A successful slot can be distributed across a wide operator network with relatively stable game mechanics. A sportsbook requires live data, pricing models, liability control, bet settlement, trading oversight and constant updates across different sports, leagues and jurisdictions.

Live betting adds further pressure. Speed, data accuracy, market suspension rules and integrity controls affect both user experience and operator exposure. Local market expectations also vary sharply, especially in regulated jurisdictions where product rules, reporting standards and advertising restrictions differ.

This makes sportsbook supply one of the most infrastructure-heavy segments in online gambling technology. Specialist providers compete on trading depth, market range, uptime, data partnerships, risk tools and operator flexibility. Casino-first suppliers face a different commercial equation when entering that space.

Casino Products Remain the Growth Engine

Pragmatic Play’s revised strategy gives the company more room to invest in products that define its market position. Its slot catalogue remains widely recognised across online casino markets, while live casino has become a major area of competition among suppliers targeting regulated jurisdictions.

Live casino requires continuous investment in studios, presenters, streaming quality, localised tables and new game formats. Operators also increasingly look for engagement tools such as tournaments, missions, leaderboards and retention mechanics around popular titles.

Crash games and RNG products support the same direction. They fit naturally into existing casino integrations and allow suppliers to launch new formats, promotional mechanics and player engagement features more efficiently.
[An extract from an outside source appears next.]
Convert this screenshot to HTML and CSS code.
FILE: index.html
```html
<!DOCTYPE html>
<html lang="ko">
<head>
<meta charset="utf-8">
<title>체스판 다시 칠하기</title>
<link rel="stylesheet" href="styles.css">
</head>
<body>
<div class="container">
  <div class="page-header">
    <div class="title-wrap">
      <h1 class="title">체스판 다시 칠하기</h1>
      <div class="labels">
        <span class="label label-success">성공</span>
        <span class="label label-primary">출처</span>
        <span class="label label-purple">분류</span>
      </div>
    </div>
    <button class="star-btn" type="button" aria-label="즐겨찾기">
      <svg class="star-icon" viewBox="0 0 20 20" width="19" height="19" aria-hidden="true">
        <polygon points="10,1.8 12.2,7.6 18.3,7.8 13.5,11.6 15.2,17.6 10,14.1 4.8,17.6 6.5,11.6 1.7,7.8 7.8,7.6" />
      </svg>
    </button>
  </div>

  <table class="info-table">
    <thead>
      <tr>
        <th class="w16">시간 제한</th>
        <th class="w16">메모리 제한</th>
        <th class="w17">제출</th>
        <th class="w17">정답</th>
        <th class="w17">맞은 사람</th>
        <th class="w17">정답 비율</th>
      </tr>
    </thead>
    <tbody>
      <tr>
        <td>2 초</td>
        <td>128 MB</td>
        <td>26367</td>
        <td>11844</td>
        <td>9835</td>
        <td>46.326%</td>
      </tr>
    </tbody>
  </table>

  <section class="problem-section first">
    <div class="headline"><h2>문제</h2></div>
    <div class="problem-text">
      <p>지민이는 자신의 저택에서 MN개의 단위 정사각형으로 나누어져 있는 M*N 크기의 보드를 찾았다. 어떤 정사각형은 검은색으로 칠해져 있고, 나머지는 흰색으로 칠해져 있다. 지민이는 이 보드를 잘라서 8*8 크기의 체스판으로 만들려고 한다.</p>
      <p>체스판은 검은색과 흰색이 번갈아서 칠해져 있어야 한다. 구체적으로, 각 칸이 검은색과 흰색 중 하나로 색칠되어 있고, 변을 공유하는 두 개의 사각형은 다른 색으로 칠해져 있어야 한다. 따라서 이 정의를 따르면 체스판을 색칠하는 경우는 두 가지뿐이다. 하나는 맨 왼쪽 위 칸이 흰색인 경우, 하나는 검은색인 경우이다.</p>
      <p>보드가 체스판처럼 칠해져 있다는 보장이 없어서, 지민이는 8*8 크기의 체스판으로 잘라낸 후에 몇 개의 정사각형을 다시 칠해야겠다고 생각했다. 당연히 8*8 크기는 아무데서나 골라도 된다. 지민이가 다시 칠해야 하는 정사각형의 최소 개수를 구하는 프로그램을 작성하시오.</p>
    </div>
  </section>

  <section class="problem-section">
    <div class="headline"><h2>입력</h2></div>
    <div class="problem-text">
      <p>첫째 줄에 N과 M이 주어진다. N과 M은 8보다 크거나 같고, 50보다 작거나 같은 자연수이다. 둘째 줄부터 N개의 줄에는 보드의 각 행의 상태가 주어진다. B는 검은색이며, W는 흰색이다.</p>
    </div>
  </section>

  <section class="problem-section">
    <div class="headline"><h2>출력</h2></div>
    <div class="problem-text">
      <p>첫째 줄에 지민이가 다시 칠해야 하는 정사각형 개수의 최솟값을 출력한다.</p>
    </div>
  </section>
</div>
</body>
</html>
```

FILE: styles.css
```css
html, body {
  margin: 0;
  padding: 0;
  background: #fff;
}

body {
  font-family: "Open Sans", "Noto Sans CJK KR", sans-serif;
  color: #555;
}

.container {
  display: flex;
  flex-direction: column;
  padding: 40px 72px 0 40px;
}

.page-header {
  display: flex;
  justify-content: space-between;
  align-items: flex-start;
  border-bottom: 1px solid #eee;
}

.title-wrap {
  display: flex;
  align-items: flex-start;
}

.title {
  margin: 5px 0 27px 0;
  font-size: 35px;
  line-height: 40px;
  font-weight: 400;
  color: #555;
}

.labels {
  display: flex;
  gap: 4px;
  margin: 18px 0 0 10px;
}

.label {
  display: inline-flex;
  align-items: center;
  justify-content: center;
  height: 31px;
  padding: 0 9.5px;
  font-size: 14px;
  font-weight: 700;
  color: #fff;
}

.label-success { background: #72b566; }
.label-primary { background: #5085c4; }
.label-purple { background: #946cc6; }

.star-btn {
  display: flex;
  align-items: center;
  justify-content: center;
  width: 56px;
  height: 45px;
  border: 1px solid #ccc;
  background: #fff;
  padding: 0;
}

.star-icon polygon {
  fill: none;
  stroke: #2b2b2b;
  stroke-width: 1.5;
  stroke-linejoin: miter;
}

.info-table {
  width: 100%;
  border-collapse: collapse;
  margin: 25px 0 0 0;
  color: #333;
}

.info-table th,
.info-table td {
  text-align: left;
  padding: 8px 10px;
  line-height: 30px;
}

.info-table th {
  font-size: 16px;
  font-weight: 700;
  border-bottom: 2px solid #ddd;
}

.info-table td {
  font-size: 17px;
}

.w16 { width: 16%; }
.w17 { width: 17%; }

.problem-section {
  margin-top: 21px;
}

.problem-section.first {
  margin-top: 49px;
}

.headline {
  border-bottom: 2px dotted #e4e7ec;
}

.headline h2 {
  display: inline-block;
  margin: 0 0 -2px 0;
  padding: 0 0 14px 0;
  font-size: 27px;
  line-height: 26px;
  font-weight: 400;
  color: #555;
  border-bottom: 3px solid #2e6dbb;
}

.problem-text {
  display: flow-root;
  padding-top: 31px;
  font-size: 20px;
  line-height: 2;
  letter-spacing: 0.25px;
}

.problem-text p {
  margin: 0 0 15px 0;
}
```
By stepping away from sportsbook, bingo and virtual sports, Pragmatic Play can place more commercial and technical focus behind casino content, live dealer expansion and engagement-led product development.

Impact on Operators and the Wider B2B Market

The short-term impact will primarily affect partners using the sportsbook, bingo or virtual sports products. These operators will need to review contracts, technical integrations and alternative supplier options. Sportsbook clients may face the most complex transition because betting platforms are deeply connected to wallets, account systems, compliance reporting and risk controls.

Casino-focused partners are less exposed to the change. Pragmatic Play’s slots, live casino and RNG products remain at the centre of the company’s strategy, and the supplier is expected to continue pushing those products across regulated and international markets.

The move also shows the limits of the single-supplier model in iGaming. Operators often want broad product coverage from one provider, but sportsbook, live casino, slots, bingo and virtual sports each require different technology, expertise and commercial discipline.

Pragmatic Play is now returning more attention to the areas where it holds its strongest competitive position. For the wider market, the decision reinforces how difficult sportsbook supply can be to scale, even for large iGaming brands with global reach.